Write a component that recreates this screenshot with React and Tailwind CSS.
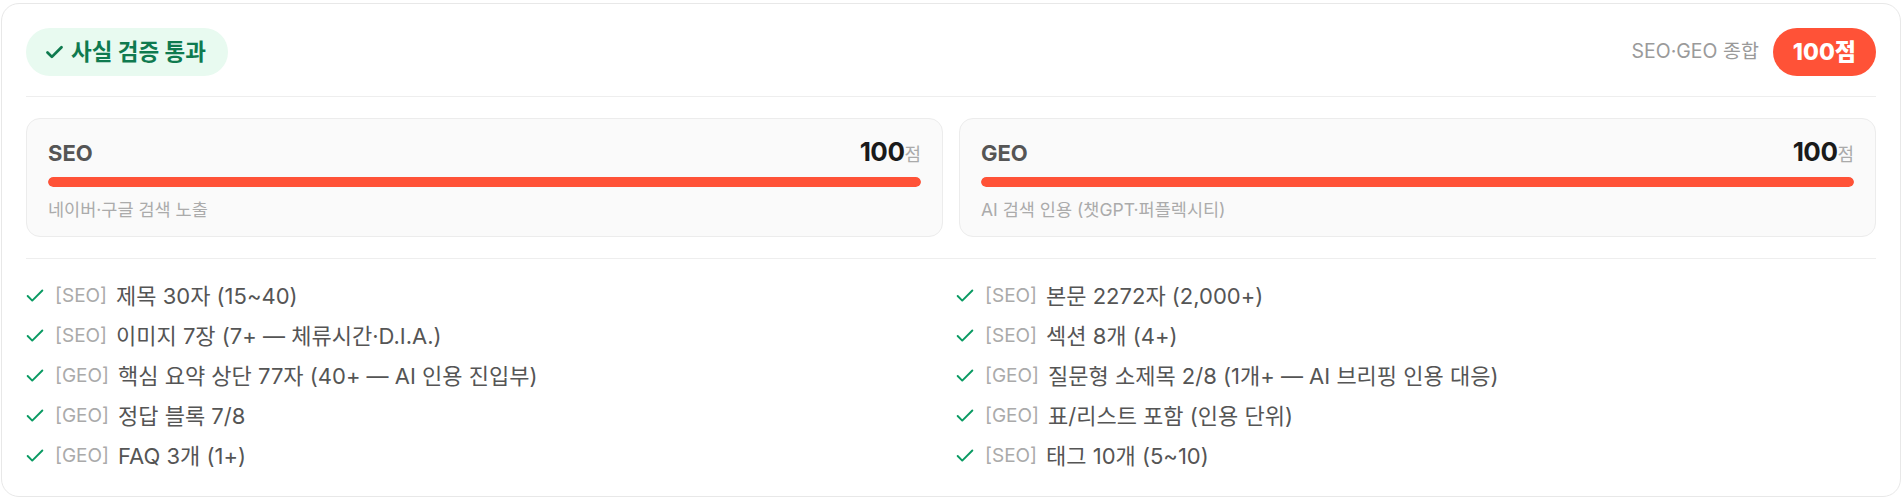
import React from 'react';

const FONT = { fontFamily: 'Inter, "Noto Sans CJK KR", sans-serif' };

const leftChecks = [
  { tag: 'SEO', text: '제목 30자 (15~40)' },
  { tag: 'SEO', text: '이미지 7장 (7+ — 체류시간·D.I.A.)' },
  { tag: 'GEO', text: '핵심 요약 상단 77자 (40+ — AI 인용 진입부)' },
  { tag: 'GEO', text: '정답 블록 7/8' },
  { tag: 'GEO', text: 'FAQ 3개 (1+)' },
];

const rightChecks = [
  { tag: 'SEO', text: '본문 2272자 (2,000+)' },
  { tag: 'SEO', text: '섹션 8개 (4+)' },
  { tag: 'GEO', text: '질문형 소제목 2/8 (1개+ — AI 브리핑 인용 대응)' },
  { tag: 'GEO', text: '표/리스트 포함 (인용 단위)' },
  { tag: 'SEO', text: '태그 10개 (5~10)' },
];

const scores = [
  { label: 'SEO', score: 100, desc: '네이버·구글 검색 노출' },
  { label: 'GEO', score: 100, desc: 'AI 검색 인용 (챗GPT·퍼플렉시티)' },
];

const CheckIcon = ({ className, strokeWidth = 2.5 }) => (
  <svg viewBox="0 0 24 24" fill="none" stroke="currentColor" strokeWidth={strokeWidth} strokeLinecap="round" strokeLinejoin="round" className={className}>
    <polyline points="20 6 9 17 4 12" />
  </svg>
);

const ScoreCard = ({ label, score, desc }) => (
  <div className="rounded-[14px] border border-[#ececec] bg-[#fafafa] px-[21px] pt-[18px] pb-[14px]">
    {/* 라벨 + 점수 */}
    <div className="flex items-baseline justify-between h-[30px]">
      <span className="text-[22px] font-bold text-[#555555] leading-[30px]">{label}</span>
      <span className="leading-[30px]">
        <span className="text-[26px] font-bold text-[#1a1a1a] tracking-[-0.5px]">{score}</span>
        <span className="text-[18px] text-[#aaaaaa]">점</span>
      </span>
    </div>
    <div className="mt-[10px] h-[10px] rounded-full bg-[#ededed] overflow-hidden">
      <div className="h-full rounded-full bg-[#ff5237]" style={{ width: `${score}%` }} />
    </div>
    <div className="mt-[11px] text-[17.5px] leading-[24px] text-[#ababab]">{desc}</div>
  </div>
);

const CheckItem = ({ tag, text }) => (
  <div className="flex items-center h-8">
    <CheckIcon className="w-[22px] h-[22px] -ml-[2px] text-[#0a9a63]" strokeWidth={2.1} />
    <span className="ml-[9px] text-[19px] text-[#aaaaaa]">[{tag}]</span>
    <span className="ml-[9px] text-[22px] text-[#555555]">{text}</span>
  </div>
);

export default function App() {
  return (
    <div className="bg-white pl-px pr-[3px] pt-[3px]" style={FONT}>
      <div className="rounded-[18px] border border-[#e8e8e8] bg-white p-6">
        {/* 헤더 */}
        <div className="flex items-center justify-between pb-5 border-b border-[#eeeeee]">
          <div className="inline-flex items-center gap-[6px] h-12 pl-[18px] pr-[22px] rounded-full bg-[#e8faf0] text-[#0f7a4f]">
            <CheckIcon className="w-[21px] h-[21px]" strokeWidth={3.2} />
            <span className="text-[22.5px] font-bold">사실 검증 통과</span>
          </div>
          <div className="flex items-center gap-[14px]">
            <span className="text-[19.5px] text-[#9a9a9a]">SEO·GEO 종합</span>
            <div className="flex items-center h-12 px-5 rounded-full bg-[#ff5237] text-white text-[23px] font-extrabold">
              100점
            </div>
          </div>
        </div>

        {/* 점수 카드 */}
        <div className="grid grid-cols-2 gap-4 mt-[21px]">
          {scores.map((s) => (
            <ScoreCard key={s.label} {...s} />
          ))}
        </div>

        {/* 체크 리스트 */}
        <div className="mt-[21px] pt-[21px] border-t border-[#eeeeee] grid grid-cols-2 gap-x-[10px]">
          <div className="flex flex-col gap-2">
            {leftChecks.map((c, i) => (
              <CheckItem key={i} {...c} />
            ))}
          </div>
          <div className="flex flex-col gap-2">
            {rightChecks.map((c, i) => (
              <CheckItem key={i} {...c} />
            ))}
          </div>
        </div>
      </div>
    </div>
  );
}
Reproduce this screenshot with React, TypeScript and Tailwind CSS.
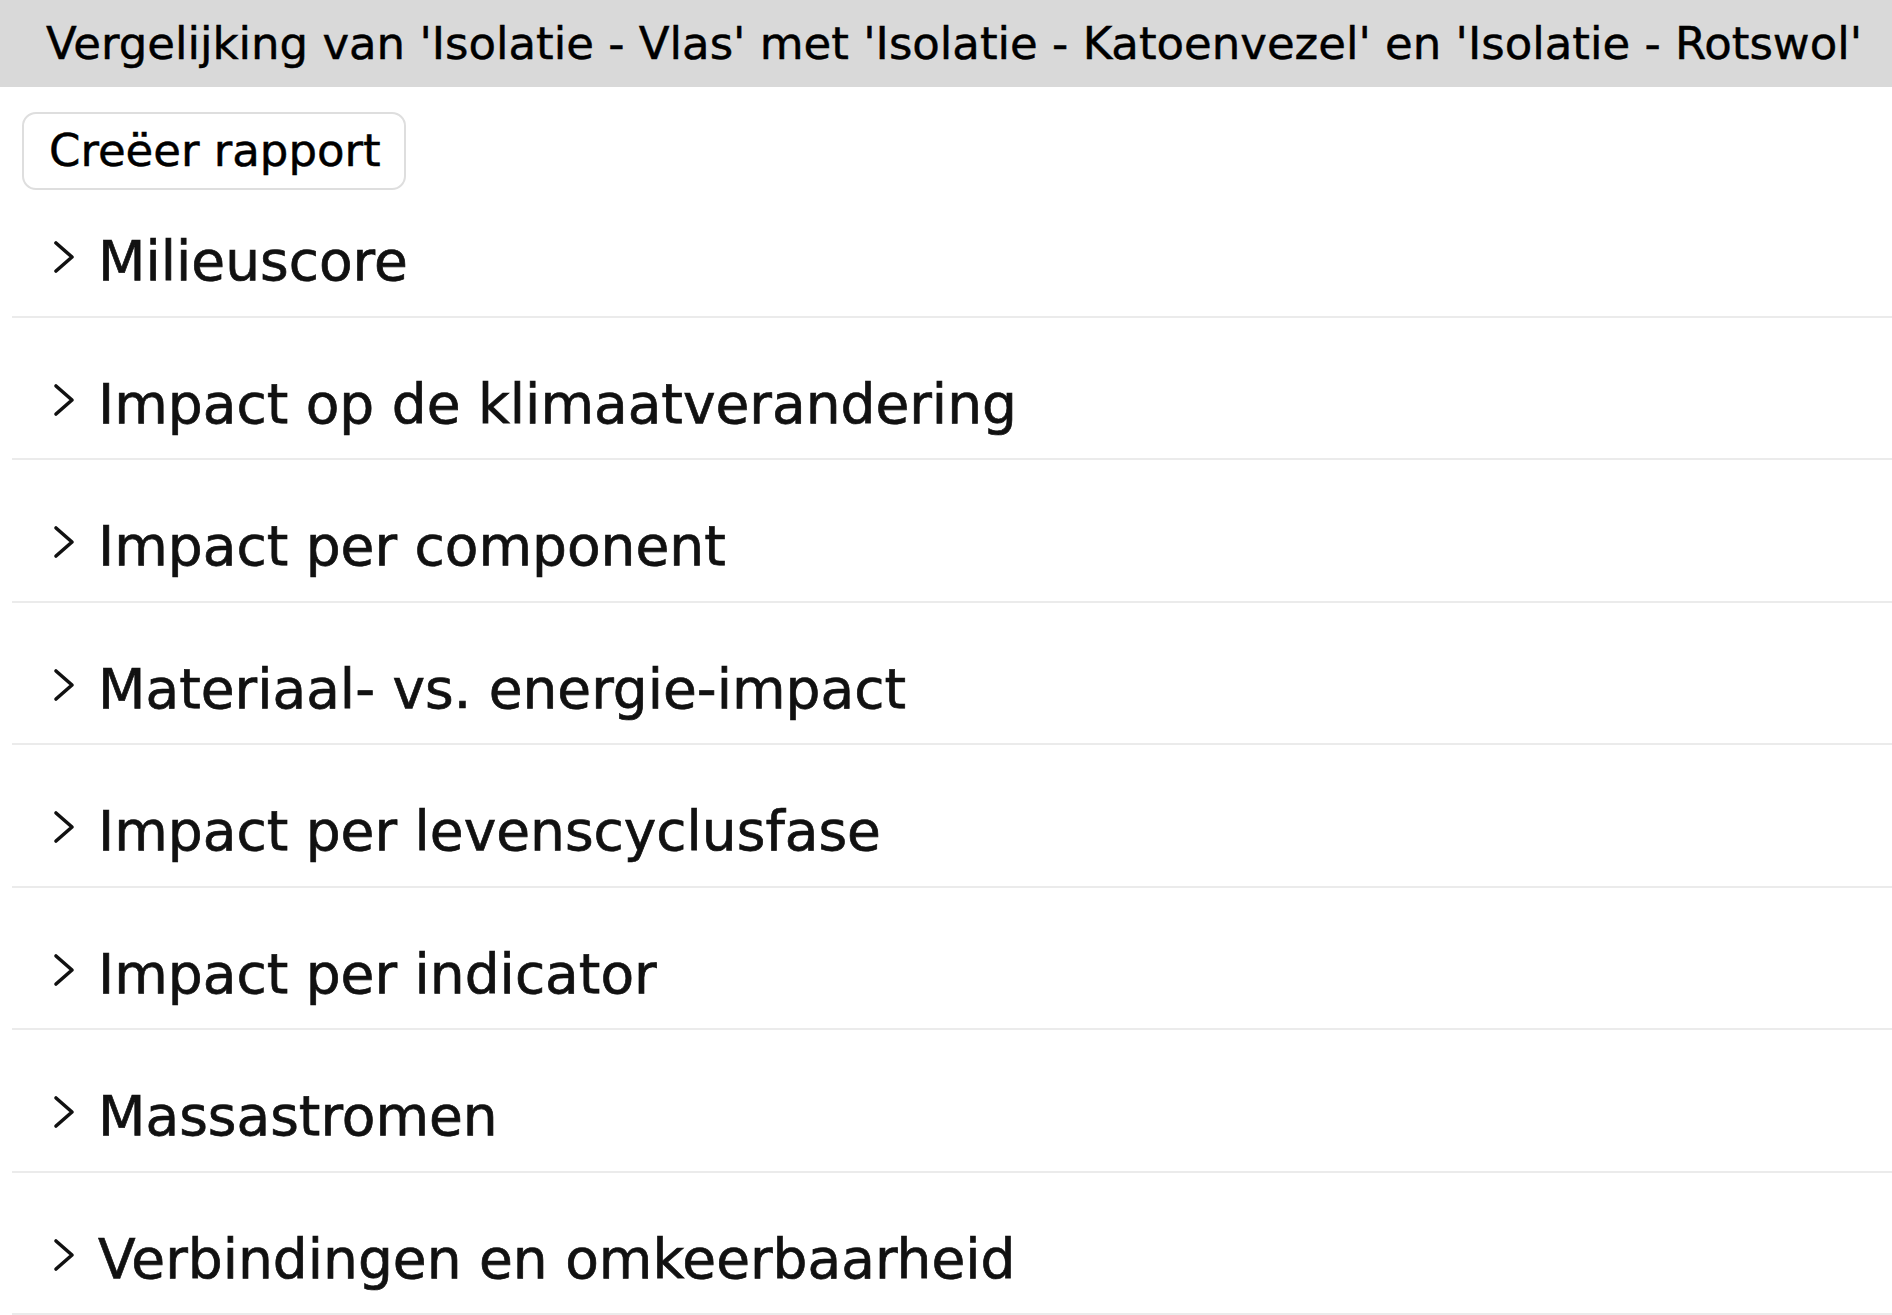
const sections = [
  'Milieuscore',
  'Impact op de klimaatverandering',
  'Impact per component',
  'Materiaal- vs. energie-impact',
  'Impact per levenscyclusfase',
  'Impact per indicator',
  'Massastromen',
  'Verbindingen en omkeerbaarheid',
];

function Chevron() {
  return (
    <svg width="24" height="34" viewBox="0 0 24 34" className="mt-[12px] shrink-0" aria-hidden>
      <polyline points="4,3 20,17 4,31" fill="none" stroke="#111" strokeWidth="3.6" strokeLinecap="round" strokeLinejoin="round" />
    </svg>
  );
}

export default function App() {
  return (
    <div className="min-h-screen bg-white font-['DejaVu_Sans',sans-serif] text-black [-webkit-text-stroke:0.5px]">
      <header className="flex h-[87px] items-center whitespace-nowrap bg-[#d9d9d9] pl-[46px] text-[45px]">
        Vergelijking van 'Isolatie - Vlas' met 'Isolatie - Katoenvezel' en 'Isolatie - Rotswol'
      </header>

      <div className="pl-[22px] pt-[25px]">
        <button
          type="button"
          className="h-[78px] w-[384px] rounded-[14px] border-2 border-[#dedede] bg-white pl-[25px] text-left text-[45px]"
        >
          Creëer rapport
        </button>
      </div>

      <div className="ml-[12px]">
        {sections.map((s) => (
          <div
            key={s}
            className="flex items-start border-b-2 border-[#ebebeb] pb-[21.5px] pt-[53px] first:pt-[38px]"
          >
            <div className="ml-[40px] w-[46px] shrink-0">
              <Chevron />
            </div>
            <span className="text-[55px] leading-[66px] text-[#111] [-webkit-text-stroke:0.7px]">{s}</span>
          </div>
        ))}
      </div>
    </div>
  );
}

---

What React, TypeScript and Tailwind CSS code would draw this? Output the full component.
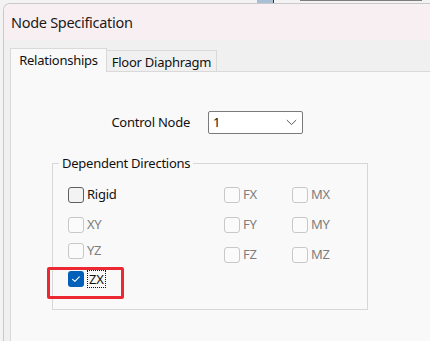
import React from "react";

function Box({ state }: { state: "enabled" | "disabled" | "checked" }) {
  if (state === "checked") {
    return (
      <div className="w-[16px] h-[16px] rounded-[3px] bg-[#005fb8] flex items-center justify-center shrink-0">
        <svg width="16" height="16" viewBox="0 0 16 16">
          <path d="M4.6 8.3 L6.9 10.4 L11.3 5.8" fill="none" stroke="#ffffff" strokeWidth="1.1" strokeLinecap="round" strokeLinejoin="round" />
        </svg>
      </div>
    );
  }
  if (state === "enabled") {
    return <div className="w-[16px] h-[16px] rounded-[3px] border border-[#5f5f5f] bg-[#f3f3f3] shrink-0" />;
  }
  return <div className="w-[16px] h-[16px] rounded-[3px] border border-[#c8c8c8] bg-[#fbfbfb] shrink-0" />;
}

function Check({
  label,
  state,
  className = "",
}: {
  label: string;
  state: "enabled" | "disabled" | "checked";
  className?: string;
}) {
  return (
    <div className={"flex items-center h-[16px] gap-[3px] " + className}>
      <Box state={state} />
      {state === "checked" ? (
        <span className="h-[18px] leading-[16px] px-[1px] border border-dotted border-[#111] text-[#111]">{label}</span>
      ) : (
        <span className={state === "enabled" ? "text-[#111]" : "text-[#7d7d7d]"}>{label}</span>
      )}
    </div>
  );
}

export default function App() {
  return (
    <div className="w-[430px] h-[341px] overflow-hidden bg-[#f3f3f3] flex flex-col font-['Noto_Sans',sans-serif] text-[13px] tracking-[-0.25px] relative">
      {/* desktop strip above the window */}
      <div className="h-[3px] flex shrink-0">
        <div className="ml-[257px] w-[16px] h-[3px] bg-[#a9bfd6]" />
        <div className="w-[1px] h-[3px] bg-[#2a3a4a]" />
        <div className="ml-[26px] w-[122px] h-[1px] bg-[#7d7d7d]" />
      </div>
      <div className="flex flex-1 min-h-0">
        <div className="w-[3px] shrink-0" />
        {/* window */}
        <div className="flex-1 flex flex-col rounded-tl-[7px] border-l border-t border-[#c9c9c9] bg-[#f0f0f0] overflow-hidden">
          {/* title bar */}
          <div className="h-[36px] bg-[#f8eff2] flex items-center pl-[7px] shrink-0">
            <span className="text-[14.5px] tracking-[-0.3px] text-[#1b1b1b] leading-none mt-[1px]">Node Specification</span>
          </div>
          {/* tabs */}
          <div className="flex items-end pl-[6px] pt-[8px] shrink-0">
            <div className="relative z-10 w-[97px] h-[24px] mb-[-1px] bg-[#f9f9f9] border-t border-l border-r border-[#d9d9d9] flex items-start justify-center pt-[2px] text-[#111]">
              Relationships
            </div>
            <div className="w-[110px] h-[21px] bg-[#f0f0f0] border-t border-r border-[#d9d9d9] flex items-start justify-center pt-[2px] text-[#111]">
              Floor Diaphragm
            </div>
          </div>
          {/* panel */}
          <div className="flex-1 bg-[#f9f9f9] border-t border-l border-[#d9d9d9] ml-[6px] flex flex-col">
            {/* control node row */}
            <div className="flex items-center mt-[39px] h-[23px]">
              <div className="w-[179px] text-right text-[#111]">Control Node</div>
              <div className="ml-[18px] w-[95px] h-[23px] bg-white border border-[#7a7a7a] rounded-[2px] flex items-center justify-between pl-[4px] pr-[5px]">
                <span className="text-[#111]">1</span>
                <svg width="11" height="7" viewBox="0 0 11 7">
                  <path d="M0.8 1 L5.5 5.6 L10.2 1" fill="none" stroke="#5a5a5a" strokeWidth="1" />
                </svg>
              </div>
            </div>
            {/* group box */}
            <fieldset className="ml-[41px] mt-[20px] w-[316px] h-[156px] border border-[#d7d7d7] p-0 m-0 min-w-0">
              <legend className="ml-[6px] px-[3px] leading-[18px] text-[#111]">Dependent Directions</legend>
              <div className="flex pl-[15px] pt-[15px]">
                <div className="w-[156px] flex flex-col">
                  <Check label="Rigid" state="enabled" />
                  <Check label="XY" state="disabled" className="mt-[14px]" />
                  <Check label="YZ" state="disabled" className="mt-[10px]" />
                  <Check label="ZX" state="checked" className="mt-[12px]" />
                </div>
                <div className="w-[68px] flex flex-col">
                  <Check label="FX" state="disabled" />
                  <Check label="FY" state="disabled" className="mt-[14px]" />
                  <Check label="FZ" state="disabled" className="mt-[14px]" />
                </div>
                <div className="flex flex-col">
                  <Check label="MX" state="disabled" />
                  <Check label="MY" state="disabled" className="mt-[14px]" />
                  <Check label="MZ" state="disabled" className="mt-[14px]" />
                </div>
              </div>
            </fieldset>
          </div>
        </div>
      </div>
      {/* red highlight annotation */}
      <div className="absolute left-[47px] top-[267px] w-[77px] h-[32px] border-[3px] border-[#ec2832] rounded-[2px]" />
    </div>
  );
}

STATED TASK ▸
Some lines of the data may hold the word "full". Say how many do, with nothing else.

RESPONSE TO THE TASK ▸
5